» Task goal: From the first line of the data down to and including the line with "at 50% 35%,#c8f29a,#5aa82a", copy everything exactly, leaving out pictures.
## BEGIN Collected material
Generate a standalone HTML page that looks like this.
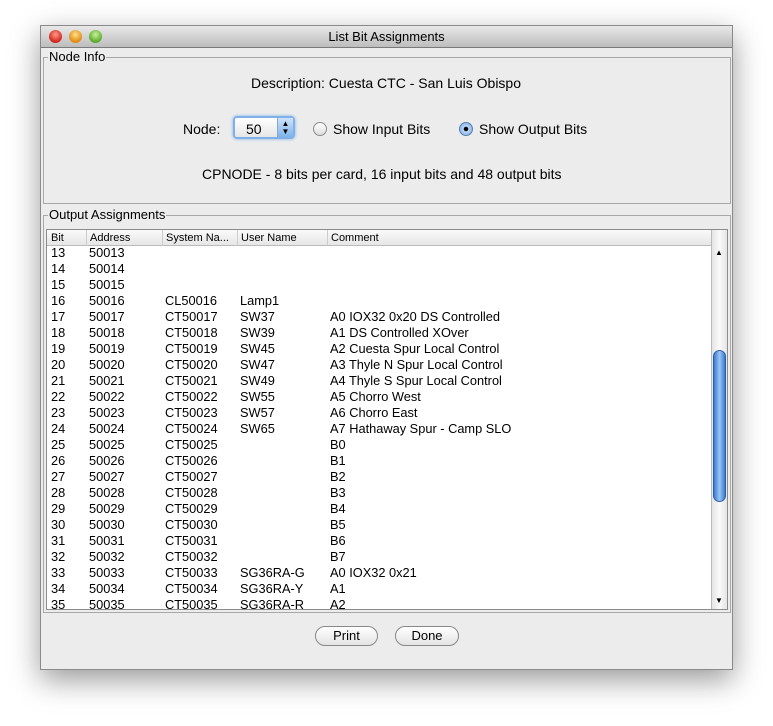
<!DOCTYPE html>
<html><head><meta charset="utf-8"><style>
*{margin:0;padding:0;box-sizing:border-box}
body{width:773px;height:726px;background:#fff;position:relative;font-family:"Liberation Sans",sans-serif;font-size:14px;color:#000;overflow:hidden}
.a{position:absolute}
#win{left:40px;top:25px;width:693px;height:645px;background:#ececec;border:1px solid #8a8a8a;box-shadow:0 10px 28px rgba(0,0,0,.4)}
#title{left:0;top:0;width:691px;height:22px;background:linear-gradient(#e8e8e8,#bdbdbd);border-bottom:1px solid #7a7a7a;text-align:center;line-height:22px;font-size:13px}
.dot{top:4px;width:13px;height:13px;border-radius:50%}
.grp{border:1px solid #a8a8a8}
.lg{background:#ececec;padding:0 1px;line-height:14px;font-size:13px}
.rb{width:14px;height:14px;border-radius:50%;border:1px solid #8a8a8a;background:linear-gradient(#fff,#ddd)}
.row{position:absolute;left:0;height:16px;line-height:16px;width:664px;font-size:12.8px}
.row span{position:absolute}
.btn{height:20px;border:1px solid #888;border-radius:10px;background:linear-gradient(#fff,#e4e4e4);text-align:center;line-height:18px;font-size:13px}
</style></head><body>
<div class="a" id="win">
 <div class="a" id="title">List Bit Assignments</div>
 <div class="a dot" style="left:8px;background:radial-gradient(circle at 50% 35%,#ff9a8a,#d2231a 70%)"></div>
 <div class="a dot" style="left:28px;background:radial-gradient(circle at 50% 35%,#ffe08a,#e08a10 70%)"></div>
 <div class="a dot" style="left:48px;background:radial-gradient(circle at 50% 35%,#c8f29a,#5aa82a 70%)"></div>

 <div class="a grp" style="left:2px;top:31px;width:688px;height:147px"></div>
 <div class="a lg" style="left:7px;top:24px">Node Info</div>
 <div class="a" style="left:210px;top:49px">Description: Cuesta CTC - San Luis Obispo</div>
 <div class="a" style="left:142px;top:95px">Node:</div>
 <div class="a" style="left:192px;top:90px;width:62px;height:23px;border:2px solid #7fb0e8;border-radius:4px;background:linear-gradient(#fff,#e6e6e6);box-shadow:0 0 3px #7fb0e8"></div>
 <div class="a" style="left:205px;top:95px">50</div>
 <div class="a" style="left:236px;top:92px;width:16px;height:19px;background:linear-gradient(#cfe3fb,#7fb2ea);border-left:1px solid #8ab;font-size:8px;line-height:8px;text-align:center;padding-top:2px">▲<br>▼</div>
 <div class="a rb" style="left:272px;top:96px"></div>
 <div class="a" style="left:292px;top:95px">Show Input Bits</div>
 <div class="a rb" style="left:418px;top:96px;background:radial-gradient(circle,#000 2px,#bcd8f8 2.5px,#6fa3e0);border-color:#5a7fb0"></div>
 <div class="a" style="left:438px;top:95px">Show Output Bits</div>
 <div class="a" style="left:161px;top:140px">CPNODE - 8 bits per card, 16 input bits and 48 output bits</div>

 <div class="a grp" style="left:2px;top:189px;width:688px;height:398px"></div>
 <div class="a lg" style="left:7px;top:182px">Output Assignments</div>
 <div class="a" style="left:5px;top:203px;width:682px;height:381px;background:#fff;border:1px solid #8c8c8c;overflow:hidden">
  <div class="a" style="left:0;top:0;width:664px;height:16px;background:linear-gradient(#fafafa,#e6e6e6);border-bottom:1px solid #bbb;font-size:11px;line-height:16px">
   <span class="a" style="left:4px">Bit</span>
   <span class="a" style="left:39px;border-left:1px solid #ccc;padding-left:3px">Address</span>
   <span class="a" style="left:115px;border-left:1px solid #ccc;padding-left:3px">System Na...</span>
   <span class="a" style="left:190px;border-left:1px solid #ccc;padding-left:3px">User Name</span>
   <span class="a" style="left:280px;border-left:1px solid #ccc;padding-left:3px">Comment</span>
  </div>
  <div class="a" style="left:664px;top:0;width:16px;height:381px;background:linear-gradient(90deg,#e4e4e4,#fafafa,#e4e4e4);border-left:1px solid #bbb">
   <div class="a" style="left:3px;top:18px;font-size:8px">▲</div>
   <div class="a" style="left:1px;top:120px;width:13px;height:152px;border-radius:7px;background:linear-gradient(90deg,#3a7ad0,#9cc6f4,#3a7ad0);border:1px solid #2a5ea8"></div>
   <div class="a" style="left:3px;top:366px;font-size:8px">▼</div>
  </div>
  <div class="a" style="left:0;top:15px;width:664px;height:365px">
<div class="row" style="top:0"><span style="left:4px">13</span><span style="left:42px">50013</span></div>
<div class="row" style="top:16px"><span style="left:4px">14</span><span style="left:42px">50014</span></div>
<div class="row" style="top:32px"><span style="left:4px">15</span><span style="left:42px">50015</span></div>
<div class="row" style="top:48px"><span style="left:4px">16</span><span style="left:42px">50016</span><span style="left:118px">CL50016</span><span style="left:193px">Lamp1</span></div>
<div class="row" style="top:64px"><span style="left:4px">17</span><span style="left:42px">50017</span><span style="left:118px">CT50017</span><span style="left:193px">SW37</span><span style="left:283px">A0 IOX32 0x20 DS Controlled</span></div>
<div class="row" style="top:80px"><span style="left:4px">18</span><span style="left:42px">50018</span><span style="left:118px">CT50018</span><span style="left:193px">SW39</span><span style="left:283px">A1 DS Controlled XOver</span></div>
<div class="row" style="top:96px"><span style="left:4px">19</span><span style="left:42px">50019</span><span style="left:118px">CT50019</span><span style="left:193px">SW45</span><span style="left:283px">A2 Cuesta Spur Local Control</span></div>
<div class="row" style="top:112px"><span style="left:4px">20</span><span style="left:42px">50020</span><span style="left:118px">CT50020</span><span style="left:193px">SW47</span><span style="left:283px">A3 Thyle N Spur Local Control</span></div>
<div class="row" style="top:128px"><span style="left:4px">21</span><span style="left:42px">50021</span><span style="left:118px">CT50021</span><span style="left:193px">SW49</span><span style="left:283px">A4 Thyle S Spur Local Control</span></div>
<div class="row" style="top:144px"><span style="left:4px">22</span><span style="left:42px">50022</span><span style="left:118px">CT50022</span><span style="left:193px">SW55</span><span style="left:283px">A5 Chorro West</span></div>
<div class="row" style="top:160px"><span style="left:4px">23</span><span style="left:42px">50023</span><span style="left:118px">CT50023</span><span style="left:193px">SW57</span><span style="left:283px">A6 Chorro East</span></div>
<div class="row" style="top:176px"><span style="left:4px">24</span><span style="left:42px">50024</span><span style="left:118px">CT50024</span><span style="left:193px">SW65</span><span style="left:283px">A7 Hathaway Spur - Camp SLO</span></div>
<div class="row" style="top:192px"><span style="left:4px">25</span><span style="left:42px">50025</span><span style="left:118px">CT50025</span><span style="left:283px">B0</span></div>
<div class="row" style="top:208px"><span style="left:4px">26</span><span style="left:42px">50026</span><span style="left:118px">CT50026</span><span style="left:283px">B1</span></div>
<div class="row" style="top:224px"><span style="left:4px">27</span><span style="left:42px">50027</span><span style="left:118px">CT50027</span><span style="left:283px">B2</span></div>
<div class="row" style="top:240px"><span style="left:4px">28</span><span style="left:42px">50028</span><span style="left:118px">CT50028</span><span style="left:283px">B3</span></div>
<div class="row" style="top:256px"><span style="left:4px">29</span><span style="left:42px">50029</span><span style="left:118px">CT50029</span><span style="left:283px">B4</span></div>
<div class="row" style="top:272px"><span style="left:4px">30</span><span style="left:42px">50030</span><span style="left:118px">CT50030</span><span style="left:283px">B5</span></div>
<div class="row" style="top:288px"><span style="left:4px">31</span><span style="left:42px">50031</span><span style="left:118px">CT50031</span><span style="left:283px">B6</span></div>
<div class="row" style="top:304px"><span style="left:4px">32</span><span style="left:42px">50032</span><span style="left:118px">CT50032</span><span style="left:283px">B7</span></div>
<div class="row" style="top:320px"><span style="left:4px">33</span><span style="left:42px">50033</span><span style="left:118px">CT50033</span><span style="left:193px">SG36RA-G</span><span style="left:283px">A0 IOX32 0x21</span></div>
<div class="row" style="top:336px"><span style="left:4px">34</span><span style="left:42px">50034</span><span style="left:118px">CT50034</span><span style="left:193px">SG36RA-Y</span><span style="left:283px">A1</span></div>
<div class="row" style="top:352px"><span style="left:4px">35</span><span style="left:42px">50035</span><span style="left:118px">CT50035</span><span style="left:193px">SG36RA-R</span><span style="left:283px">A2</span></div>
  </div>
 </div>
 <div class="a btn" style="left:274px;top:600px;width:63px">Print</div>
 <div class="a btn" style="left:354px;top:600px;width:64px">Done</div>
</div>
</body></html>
## END Collected material
» Written solution:
Generate a standalone HTML page that looks like this.
<!DOCTYPE html>
<html><head><meta charset="utf-8"><style>
*{margin:0;padding:0;box-sizing:border-box}
body{width:773px;height:726px;background:#fff;position:relative;font-family:"Liberation Sans",sans-serif;font-size:14px;color:#000;overflow:hidden}
.a{position:absolute}
#win{left:40px;top:25px;width:693px;height:645px;background:#ececec;border:1px solid #8a8a8a;box-shadow:0 10px 28px rgba(0,0,0,.4)}
#title{left:0;top:0;width:691px;height:22px;background:linear-gradient(#e8e8e8,#bdbdbd);border-bottom:1px solid #7a7a7a;text-align:center;line-height:22px;font-size:13px}
.dot{top:4px;width:13px;height:13px;border-radius:50%}
.grp{border:1px solid #a8a8a8}
.lg{background:#ececec;padding:0 1px;line-height:14px;font-size:13px}
.rb{width:14px;height:14px;border-radius:50%;border:1px solid #8a8a8a;background:linear-gradient(#fff,#ddd)}
.row{position:absolute;left:0;height:16px;line-height:16px;width:664px;font-size:12.8px}
.row span{position:absolute}
.btn{height:20px;border:1px solid #888;border-radius:10px;background:linear-gradient(#fff,#e4e4e4);text-align:center;line-height:18px;font-size:13px}
</style></head><body>
<div class="a" id="win">
 <div class="a" id="title">List Bit Assignments</div>
 <div class="a dot" style="left:8px;background:radial-gradient(circle at 50% 35%,#ff9a8a,#d2231a 70%)"></div>
 <div class="a dot" style="left:28px;background:radial-gradient(circle at 50% 35%,#ffe08a,#e08a10 70%)"></div>
 <div class="a dot" style="left:48px;background:radial-gradient(circle at 50% 35%,#c8f29a,#5aa82a 70%)"></div>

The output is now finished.